***** Supplied records

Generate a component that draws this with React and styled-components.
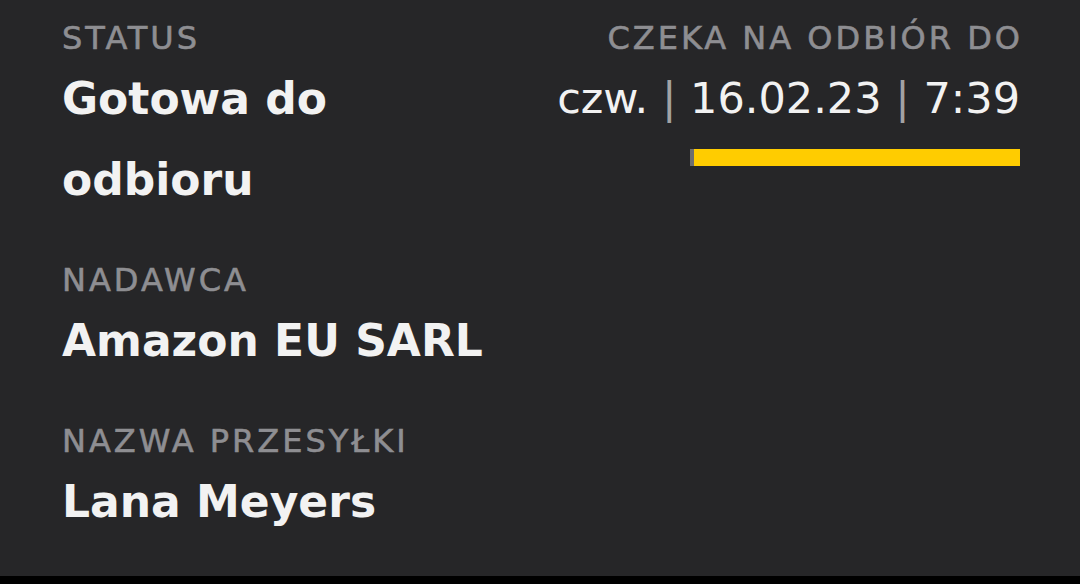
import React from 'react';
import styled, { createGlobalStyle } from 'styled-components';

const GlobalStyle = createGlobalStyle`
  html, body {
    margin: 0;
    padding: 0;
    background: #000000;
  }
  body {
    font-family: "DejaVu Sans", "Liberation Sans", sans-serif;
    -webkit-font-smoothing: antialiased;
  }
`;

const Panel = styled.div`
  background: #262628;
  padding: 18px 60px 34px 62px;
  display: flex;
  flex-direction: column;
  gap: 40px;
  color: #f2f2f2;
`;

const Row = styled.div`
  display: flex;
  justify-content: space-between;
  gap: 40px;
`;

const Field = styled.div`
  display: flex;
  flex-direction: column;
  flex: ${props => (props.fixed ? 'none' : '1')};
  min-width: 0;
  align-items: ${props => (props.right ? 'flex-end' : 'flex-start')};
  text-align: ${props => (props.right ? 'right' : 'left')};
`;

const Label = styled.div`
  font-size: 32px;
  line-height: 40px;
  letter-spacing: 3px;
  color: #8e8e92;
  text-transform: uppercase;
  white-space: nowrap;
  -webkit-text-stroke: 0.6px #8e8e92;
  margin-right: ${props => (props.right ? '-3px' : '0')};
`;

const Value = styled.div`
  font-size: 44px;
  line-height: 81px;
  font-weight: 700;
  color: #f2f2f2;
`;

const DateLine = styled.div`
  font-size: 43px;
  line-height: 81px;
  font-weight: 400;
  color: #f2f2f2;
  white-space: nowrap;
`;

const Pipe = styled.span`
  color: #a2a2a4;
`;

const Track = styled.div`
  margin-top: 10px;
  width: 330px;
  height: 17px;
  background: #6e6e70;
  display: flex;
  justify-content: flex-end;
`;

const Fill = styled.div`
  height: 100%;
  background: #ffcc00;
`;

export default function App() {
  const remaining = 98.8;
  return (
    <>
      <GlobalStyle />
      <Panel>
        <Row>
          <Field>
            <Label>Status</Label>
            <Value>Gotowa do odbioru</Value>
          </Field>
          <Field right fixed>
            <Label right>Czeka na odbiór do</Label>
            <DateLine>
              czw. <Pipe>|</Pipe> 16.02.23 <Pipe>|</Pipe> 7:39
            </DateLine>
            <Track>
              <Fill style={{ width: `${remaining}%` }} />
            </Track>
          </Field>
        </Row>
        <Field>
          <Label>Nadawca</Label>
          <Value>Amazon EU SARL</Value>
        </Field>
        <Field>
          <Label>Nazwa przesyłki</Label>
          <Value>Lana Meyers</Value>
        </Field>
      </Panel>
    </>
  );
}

**********
***** Supplied records

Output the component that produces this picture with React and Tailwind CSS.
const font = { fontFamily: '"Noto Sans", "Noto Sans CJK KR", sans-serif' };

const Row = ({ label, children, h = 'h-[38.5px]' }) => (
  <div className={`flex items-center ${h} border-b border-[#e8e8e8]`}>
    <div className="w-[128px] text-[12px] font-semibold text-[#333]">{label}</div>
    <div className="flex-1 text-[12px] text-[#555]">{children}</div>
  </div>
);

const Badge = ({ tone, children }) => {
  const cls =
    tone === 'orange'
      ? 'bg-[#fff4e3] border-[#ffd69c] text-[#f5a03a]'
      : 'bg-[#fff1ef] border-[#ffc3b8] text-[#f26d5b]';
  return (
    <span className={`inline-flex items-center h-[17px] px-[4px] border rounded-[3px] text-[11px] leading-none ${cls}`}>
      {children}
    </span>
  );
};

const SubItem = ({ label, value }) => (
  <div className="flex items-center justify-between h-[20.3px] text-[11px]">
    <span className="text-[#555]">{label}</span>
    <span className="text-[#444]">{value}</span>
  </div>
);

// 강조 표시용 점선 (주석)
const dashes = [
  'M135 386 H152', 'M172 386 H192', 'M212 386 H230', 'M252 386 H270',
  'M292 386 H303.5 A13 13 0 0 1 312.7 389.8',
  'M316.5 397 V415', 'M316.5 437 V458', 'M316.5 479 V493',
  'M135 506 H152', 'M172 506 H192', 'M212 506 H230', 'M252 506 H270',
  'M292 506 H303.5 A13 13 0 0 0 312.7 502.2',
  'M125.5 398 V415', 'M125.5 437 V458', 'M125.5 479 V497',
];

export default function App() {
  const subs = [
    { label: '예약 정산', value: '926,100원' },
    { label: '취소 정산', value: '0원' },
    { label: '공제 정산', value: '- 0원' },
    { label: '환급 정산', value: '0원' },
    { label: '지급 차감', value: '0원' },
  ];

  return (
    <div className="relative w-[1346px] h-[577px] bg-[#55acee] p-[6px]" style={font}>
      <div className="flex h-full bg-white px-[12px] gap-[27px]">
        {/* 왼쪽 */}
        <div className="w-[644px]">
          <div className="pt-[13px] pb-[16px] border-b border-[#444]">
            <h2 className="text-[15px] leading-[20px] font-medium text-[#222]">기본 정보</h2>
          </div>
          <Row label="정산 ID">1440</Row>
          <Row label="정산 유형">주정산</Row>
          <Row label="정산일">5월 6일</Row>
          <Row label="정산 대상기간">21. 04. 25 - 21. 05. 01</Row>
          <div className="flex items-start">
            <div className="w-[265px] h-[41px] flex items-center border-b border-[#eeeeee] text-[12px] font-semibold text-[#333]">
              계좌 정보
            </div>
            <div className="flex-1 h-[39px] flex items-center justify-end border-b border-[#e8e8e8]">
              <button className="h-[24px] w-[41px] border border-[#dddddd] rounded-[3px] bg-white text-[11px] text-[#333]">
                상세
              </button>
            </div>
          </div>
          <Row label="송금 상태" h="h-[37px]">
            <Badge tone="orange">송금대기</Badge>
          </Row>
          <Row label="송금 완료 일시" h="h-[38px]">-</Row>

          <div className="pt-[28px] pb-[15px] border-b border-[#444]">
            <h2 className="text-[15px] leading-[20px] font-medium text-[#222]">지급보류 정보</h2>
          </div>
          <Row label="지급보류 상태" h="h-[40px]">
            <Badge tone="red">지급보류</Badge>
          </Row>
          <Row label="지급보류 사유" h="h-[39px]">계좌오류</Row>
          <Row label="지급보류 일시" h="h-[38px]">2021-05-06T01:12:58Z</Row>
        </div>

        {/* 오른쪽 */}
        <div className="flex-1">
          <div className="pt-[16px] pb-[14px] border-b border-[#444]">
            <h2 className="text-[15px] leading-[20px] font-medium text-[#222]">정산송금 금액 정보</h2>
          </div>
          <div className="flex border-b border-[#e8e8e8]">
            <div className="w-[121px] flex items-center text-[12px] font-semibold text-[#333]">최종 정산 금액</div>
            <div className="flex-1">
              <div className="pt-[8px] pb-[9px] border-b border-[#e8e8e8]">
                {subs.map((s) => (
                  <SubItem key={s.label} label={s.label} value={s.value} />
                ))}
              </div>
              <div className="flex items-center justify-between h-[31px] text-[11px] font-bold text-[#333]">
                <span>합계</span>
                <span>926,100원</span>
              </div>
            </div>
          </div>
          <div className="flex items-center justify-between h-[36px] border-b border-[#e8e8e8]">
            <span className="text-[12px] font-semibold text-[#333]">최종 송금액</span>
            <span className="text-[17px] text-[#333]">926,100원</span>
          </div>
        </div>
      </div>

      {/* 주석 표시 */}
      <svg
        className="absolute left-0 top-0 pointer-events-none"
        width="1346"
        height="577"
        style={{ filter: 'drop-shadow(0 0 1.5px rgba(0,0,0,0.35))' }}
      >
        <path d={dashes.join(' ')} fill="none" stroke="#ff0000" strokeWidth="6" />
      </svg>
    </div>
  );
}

**********

● Your objective
Search the records for the word "that" and copy every line where it occurs.

● Exercise solution
Generate a component that draws this with React and styled-components.
Output the component that produces this picture with React and Tailwind CSS.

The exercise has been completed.